Our Perspective
What this means for leaders navigating growth, change or transformation in their organisation.
The Real Risk
The threat isn’t change itself; it’s unmanaged change. When messaging shifts without shared rules, the brand fragments. Sales decks diverge from the site, regional teams reinterpret intent, and leaders spend time re-litigating choices. Externally, customers hear a moving promise and take longer to commit because they’re unsure what will hold true next quarter. Treat messaging as an operating system, not a campaign line: some elements are durable, others are designed to flex. Clarity on that boundary is what preserves trust while keeping pace.
Build A Durable Core
Start by defining a core narrative that belongs to the next phase, not the last campaign.

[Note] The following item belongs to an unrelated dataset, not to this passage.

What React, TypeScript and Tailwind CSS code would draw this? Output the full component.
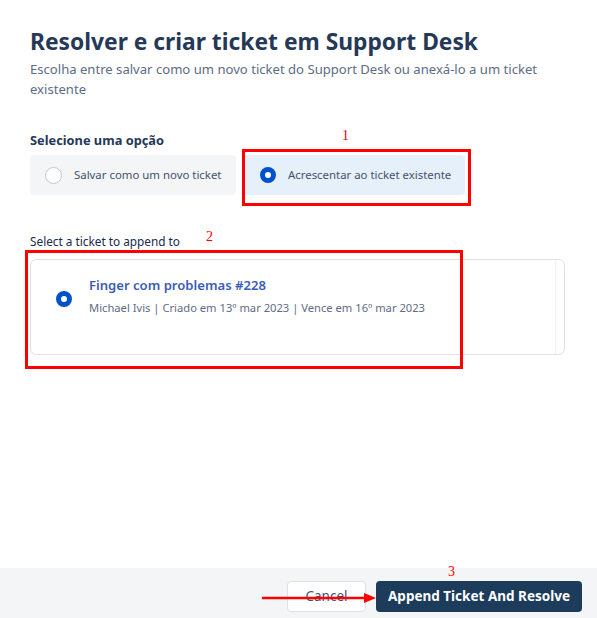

It should set the audience priorities, the problem you’re best placed to resolve, the specific outcomes you enable, and how you prove it.
- Problem framing: the change in the customer’s world you make simpler.
- Promise: the value you commit to deliver, in plain language.
- Proof architecture: 3–5 repeatable evidence themes.
- Audience priorities: who matters most now, and why.
Codify this into a brief that fits on one page. If it can’t travel, it won’t scale.
Govern The Edges
Then put governance around what flexes. Set a quarterly review to examine signals, with named owners and clear decision rights. Decide in advance which changes trigger a core update versus a campaign-level adjustment, so pace never undermines consistency. In our experience with leadership teams at inflection points, the turn comes when messaging decisions move from opinion debates to rule-based choices.
- Agree triggers: material product shifts, a new segment crossing a revenue threshold, competitor claims gaining traction, or recall falling below a set level.
- Separate “how we say it” (expression) from “what we stand for” (core) to avoid accidental rewrites.
- Close the loop with win/loss and journey data to check for unintended drift.
McKinsey observes that consistent delivery across the journey is linked with revenue uplifts of up to 15% while bringing down cost to serve by as much as 20%—discipline pays.
Leadership Implications
Three practical moves keep the rhythm healthy without endless reinvention:
- Protect the core: treat it as the non-negotiable reference for planning, hiring, and investment.
- Put change on a clock: a regular cadence reduces anxiety and makes decisions faster.
- Equip the front line: shared stories, tight proof points, and training ensure customers hear one message in many voices.
Get the rhythm right and your brand becomes easier to buy and easier to operate—clear enough to trust, flexible enough to win as the market moves.